Shirley Buxton

Kudos! Brazil Orders Shutdown of YouTube Because of Sex Video

January 4, 2007 · 4 Comments

I salute the Brazil court for this action.

SAO PAULO, Brazil, Jan 4 (Reuters) – A Brazilian court ordered the popular video sharing service YouTube, a unit of Internet search provider Google Inc. (GOOG.O: Quote, Profile , Research), to be shut down until it removes a celebrity sex video from its site, a judicial clerk said on Thursday.

Daniela Cicarelli, a model and ex-wife of soccer great Ronaldo, sued YouTube after a video of her apparently having sex in shallow water on a beach with her boyfriend was posted to the site.

For days it was the most viewed video in Brazil.

Cicarelli and boyfriend Tato Malzoni filed to force YouTube to take the video down and demanded $116,000 in damages for each day the video remains up. Some copies of the video have been taken off the site but users have reposted it.

 

 

The case dragged on for several months before they filed a third suit in December requesting that YouTube be shut down as long as the video is available to users.

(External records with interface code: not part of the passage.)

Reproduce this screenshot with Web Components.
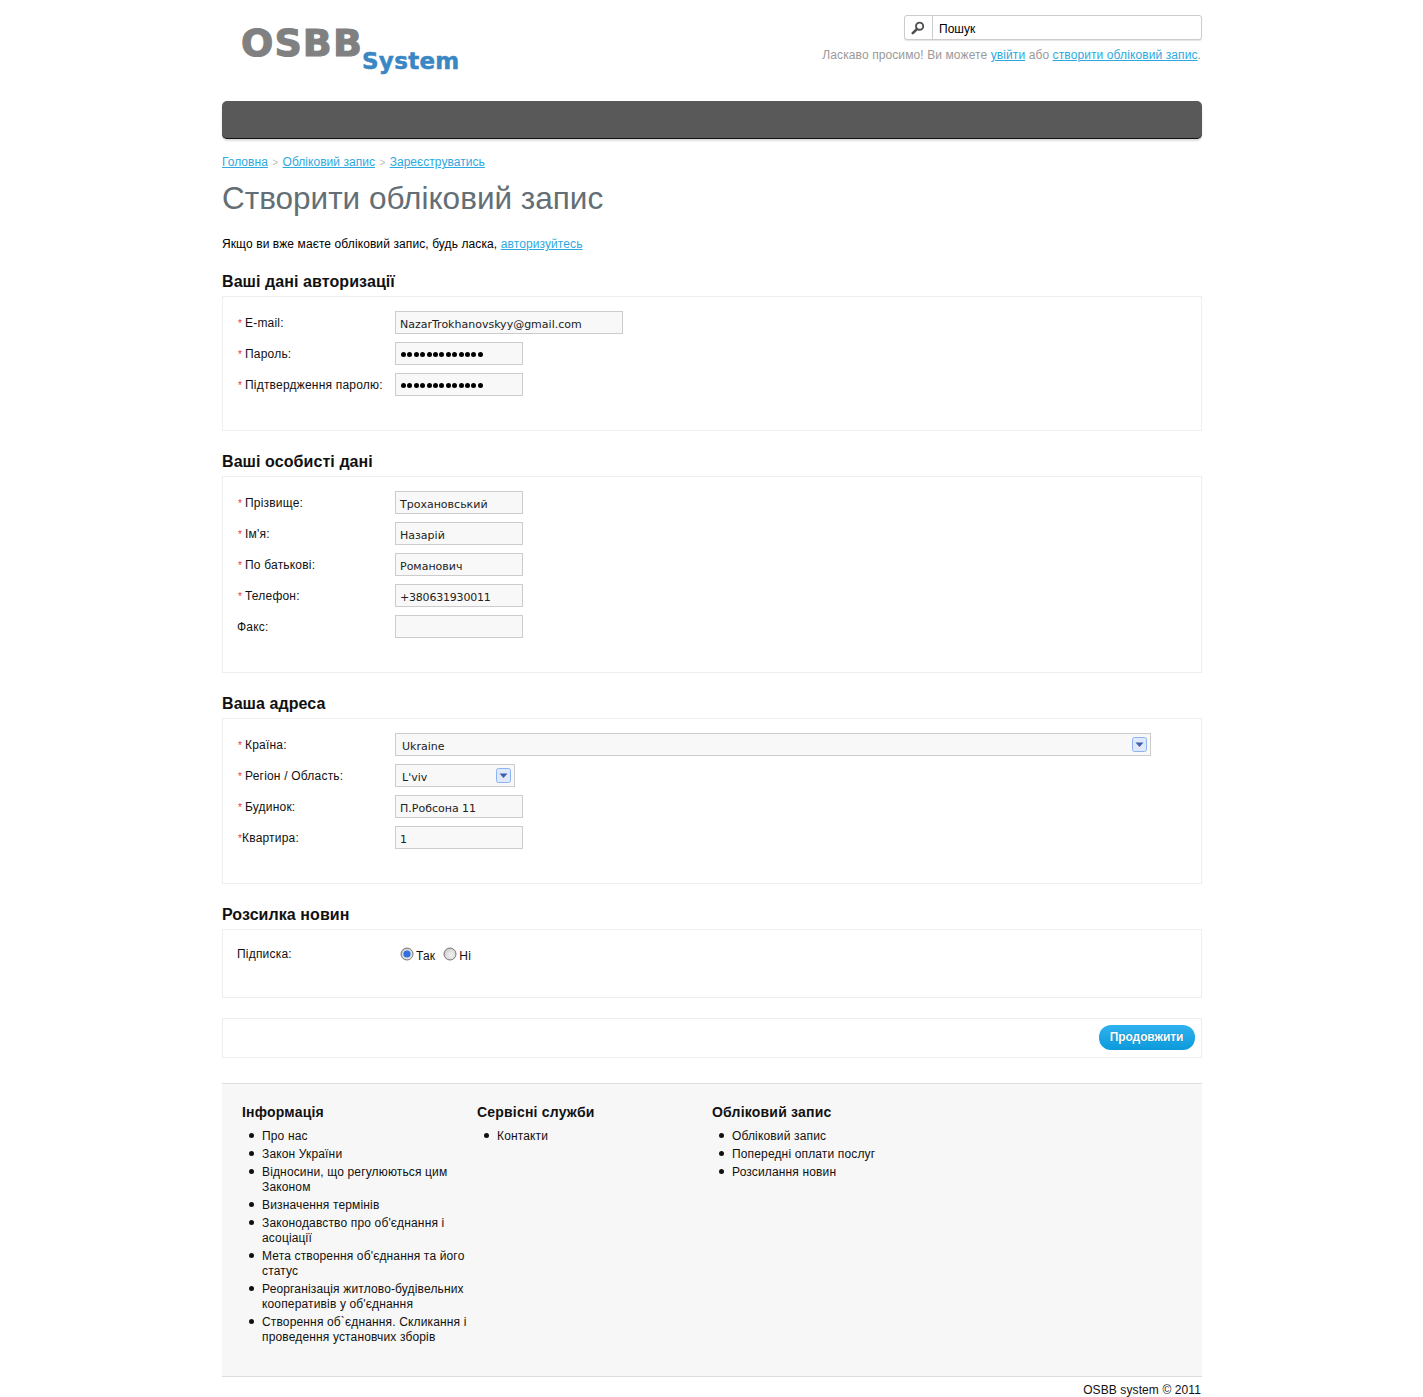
<!DOCTYPE html>
<html lang="uk"><head><meta charset="utf-8"><title>Створити обліковий запис</title>
<style>
html,body{margin:0;padding:0;background:#fff}
body{font:12px/15px "Liberation Sans",Arial,sans-serif;color:#000}
os-page{display:block;width:980px;margin-left:222px}
</style></head><body>
<os-page>
  <os-header></os-header>
  <os-nav></os-nav>
  <os-crumbs></os-crumbs>
  <os-title>Створити обліковий запис</os-title>
  <os-intro></os-intro>
  <os-section heading="Ваші дані авторизації">
    <os-row label="E-mail:" req><os-input wide value="NazarTrokhanovskyy@gmail.com"></os-input></os-row>
    <os-row label="Пароль:" req><os-input dots></os-input></os-row>
    <os-row label="Підтвердження паролю:" req><os-input dots></os-input></os-row>
  </os-section>
  <os-section heading="Ваші особисті дані">
    <os-row label="Прізвище:" req><os-input value="Трохановський"></os-input></os-row>
    <os-row label="Ім'я:" req><os-input value="Назарій"></os-input></os-row>
    <os-row label="По батькові:" req><os-input value="Романович"></os-input></os-row>
    <os-row label="Телефон:" req><os-input style="letter-spacing:-.2px" value="+380631930011"></os-input></os-row>
    <os-row label="Факс:"><os-input value=""></os-input></os-row>
  </os-section>
  <os-section heading="Ваша адреса">
    <os-row label="Країна:" req><os-select style="width:756px" value="Ukraine"></os-select></os-row>
    <os-row label="Регіон / Область:" req><os-select style="width:120px" value="L'viv"></os-select></os-row>
    <os-row label="Будинок:" req><os-input value="П.Робсона 11"></os-input></os-row>
    <os-row label="Квартира:" req tight><os-input value="1"></os-input></os-row>
  </os-section>
  <os-section heading="Розсилка новин" short>
    <os-row label="Підписка:" short><os-radios></os-radios></os-row>
  </os-section>
  <os-actions></os-actions>
  <os-footer></os-footer>
  <os-copy>OSBB system © 2011</os-copy>
</os-page>
<script>
function def(name, css, html){
  customElements.define(name, class extends HTMLElement{
    connectedCallback(){
      if(this.shadowRoot) return;
      const r=this.attachShadow({mode:"open"});
      const h=typeof html==="function"?html(this):html;
      r.innerHTML="<style>"+css+"</style>"+h;
    }
  });
}
const link='a{color:#2ea9e0;text-decoration:underline}';
def("os-header",`
:host{display:flex;justify-content:space-between;height:101px}
.logo{padding:18px 0 0 19px;font-family:"DejaVu Sans",sans-serif;font-weight:bold;display:flex;align-items:flex-start}
.o{font-size:38px;line-height:50px;color:#808080;letter-spacing:1.1px;-webkit-text-stroke:1.1px #808080}
.s{font-size:23px;line-height:30px;color:#3a87c4;margin:28px 0 0 -1px;letter-spacing:.3px;-webkit-text-stroke:.5px #3a87c4}
.r{display:flex;flex-direction:column;align-items:flex-end;padding-top:15px}
.search{width:296px;height:23px;border:1px solid #ccc;border-radius:3px;display:flex;box-shadow:0 1px 1px #e4e4e4;background:#fff}
.i{width:28px;border-right:1px solid #ccc;display:flex;align-items:center;justify-content:center;padding-right:2px;box-sizing:border-box}
.t{padding:6px 0 0 6px}
.w{margin-top:8px;color:#999;padding-right:1px;letter-spacing:.1px}
${link}`,`
<div class="logo"><span class="o">OSBB</span><span class="s">System</span></div>
<div class="r"><div class="search"><div class="i"><svg width="14" height="14" viewBox="0 0 14 14"><circle cx="8.6" cy="5.2" r="3.6" fill="none" stroke="#4f4f4f" stroke-width="1.9"/><path d="M6 8 1.8 12.2" stroke="#4f4f4f" stroke-width="2.6" stroke-linecap="round"/></svg></div><div class="t">Пошук</div></div>
<div class="w">Ласкаво просимо! Ви можете <a href="#">увійти</a> або <a href="#">створити обліковий запис</a>.</div></div>`);
def("os-nav",`:host{display:block;box-sizing:border-box;height:38px;background:#595959;border-bottom:1px solid #111;border-radius:5px;box-shadow:0 2px 2px #ddd}`,``);
def("os-crumbs",`
:host{display:block;padding-top:16px;height:15px;color:#bbb;letter-spacing:.04px}
.b{font-size:10px;margin:0 1px}
${link}`,`<a href="#">Головна</a> <span class="b">&gt;</span> <a href="#">Обліковий запис</a> <span class="b">&gt;</span> <a href="#">Зареєструватись</a>`);
def("os-title",`:host{display:block;font-size:31.5px;line-height:36px;color:#636e75;margin-top:10px;height:36px}`,`<slot></slot>`);
def("os-intro",`:host{display:block;margin-top:21px;height:15px;letter-spacing:.1px}
${link}`,`Якщо ви вже маєте обліковий запис, будь ласка, <a href="#">авторизуйтесь</a>`);
def("os-section",`
:host{display:block;margin-bottom:20px}
:host(:first-of-type){margin-top:19px}
h2{margin:0 0 4px;font-size:16px;line-height:21px;font-weight:bold;color:#111;letter-spacing:.08px}
.box{border:1px solid #eee;padding:14px 14px 26px}
`,el=>`<h2>${el.getAttribute("heading")}</h2><div class="box"><slot></slot></div>`);
def("os-row",`
:host{display:flex;margin-bottom:8px;height:23px}
:host([short]){height:19px}
.l{width:158px;flex:none;padding-top:5px;color:#111;display:flex;align-items:flex-start;letter-spacing:.2px}
:host([short]) .l{padding-top:3px}
.s{color:#e33;font-size:10px;width:7px;margin-left:1px;flex:none}
:host([tight]) .s{width:4px}
`,el=>`<div class="l">${el.hasAttribute("req")?'<span class="s">*</span>':''}<span>${el.getAttribute("label")}</span></div><slot></slot>`);
const field=`box-sizing:border-box;height:23px;border:1px solid #ccc;background:#f8f8f8;font:11px/15px "DejaVu Sans",sans-serif;color:#222;display:block;white-space:nowrap;overflow:hidden;`;
def("os-input",`
:host{${field}width:128px;padding:5px 4px 0}
:host([wide]){width:228px}
.d{display:flex;gap:1.4px;padding:4px 0 0 1px}
.d i{flex:none;width:5px;height:5px;border-radius:50%;background:#000}
`,el=>el.hasAttribute("dots")?`<div class="d" role="img" aria-label="password">${"<i></i>".repeat(13)}</div>`:(el.getAttribute("value")||""));
def("os-select",`
:host{${field}padding:5px 6px 0;position:relative}
svg{position:absolute;right:3px;top:3px}
`,el=>`${el.getAttribute("value")}<svg width="15" height="15" viewBox="0 0 15 15"><rect x=".5" y=".5" width="14" height="14" rx="2" fill="#dfe9fb" stroke="#8db2f2"/><path d="M3.5 5.5h8L7.5 10z" fill="#3f5fa8"/></svg>`);
const radio=(on)=>`<svg width="14" height="14" viewBox="0 0 14 14"><defs><radialGradient id="g${on?1:0}" cx=".6" cy=".6" r=".7"><stop offset="0" stop-color="#f2f2f2"/><stop offset=".6" stop-color="#dcdcdc"/><stop offset="1" stop-color="#bbb"/></radialGradient></defs><circle cx="7" cy="7" r="6" fill="url(#g${on?1:0})" stroke="#777"/>${on?'<circle cx="7" cy="7" r="3.6" fill="#2f6fe0"/>':''}</svg>`;
def("os-radios",`
:host{display:flex;align-items:flex-start;padding-left:5px;color:#111;letter-spacing:.2px}
svg{flex:none;margin-top:3px}
span{margin:5px 8px 0 2px}
span:last-child{margin-right:0}
`,`${radio(true)}<span>Так</span>${radio(false)}<span>Ні</span>`);
def("os-actions",`
:host{display:flex;justify-content:flex-end;box-sizing:border-box;height:40px;border:1px solid #eee;padding:6px 6px 0;margin-bottom:25px}
.b{box-sizing:border-box;width:96px;height:25px;border-radius:12px;padding-right:1px;background:linear-gradient(#2fb2ef,#0c9adb);color:#fff;font-weight:bold;text-align:center;line-height:25px;letter-spacing:-.1px;text-shadow:0 0 1px #0a6fa0}
`,`<div class="b">Продовжити</div>`);
const cols=[["Інформація",["Про нас","Закон України","Відносини, що регулюються цим Законом","Визначення термінів","Законодавство про об'єднання і асоціації","Мета створення об'єднання та його статус","Реорганізація житлово-будівельних кооперативів у об'єднання","Створення об`єднання. Скликання і проведення установчих зборів"]],["Сервісні служби",["Контакти"]],["Обліковий запис",["Обліковий запис","Попередні оплати послуг","Розсилання новин"]]];
def("os-footer",`
:host{display:flex;box-sizing:border-box;height:294px;background:#f7f7f7;border-top:1px solid #ddd;border-bottom:1px solid #ddd;padding:20px 0 0 20px}
section{width:235px;flex:none;color:#111}
h3{margin:0 0 8px;font-size:14px;line-height:17px;font-weight:bold;color:#111;letter-spacing:.2px}
ul{margin:0;padding:0 0 0 20px;width:209px;list-style:none;letter-spacing:.15px}
li{margin-bottom:3px;line-height:15px}
li::before{content:"";display:inline-block;width:5px;height:5px;border-radius:50%;background:#111;margin:0 8px 2px -13px;vertical-align:middle}
`,cols.map(c=>`<section><h3>${c[0]}</h3><ul>${c[1].map(t=>`<li>${t}</li>`).join("")}</ul></section>`).join(""));
def("os-copy",`:host{display:block;text-align:right;padding:6px 1px 0 0;height:14px;color:#111;letter-spacing:.1px}`,`<slot></slot>`);
</script>
</body></html>
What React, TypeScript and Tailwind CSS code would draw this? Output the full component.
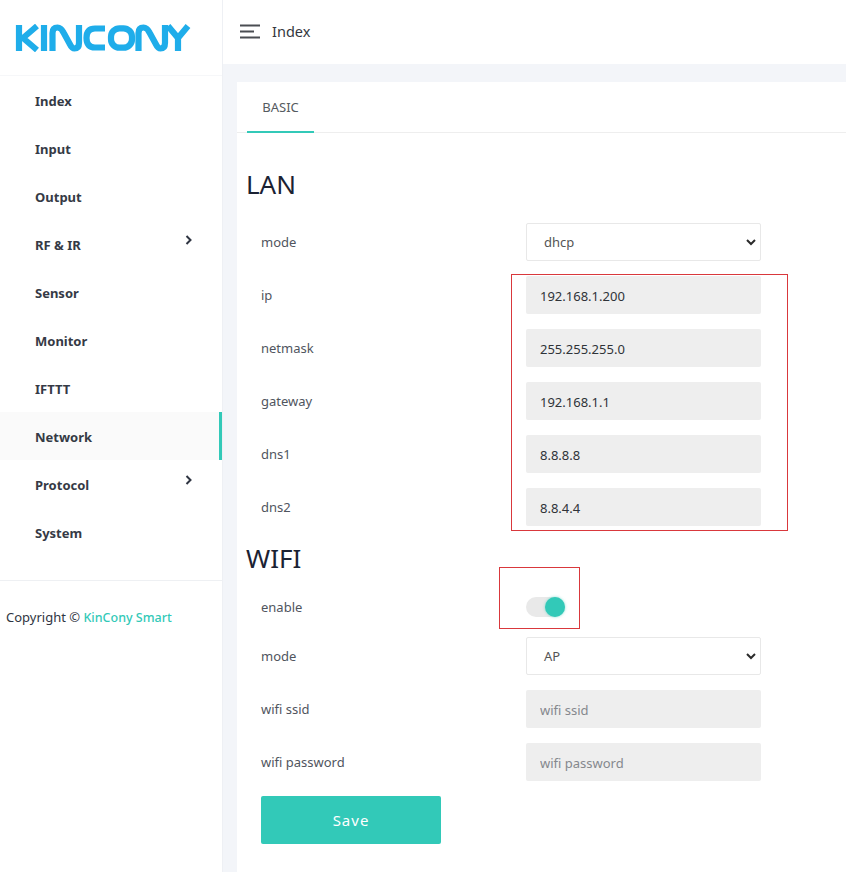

The court honored that request on Wednesday, but legal experts say the ruling by the Brazilian court could be difficult to enforce in the United States, where YouTube is based.

Last year, a Brazilian court demanded Google disclose data on local users of its social networking site Orkut who had pages with content supporting racism or child pornography.

Google took down some of those Orkut pages but has said that under U.S. law it could not reveal user data.

Google was not immediately available for comment on Thursday.

Categories: America · Internet · Social · The World

4 responses so far ↓

  • Jana Allard // January 4, 2007 at 2:27 pm

    It is sad that people take great inventions and corrupt them with pornography.

  • Shirley // January 4, 2007 at 2:31 pm

    Yes, it is, Jana, and it certainly puts a burden on people with righteous intentions. We must recognize that we live in an electronic age, and that these devices are here to stay. We are called then to scrupulously guard our own eyes and minds, and certainly to protect our homes and our children. It truly is a challenge, but one that we can meet when we are sincere, and are following after godliness, and when we put our trust and faith in Him.

  • Ben Franklin // January 7, 2007 at 8:45 am

    Don’t forget, however, that the First Amendment extends to the Internet. If we remove pornography from the Net, what next? Political speech? Literature? I think it has to be up to us to determine what we will or will not search, banning material is never the answer and just threatens us all.

  • Shirley // January 7, 2007 at 7:39 pm

    Ben Franklin, thank you for visiting my site and for commenting here. I certainly share your concerns about free speech. It’s a hard subject isn’t it, for certainly we want our freedoms protected, and yet there must be limits somewhere. What are your thoughts concerning the rights of the person videoed? Does she have a right to say I don’t want that shown on YouTube. I know people in the public eye give up many of their freedoms as far as pictures taken of them, etc.

    The subject of freedom of speech has recently come up here on the WordPress forums where some quite objectional material is being discussed. It’s going to take the wisdom of Solomon to help us sort all this out. We need God’s direction.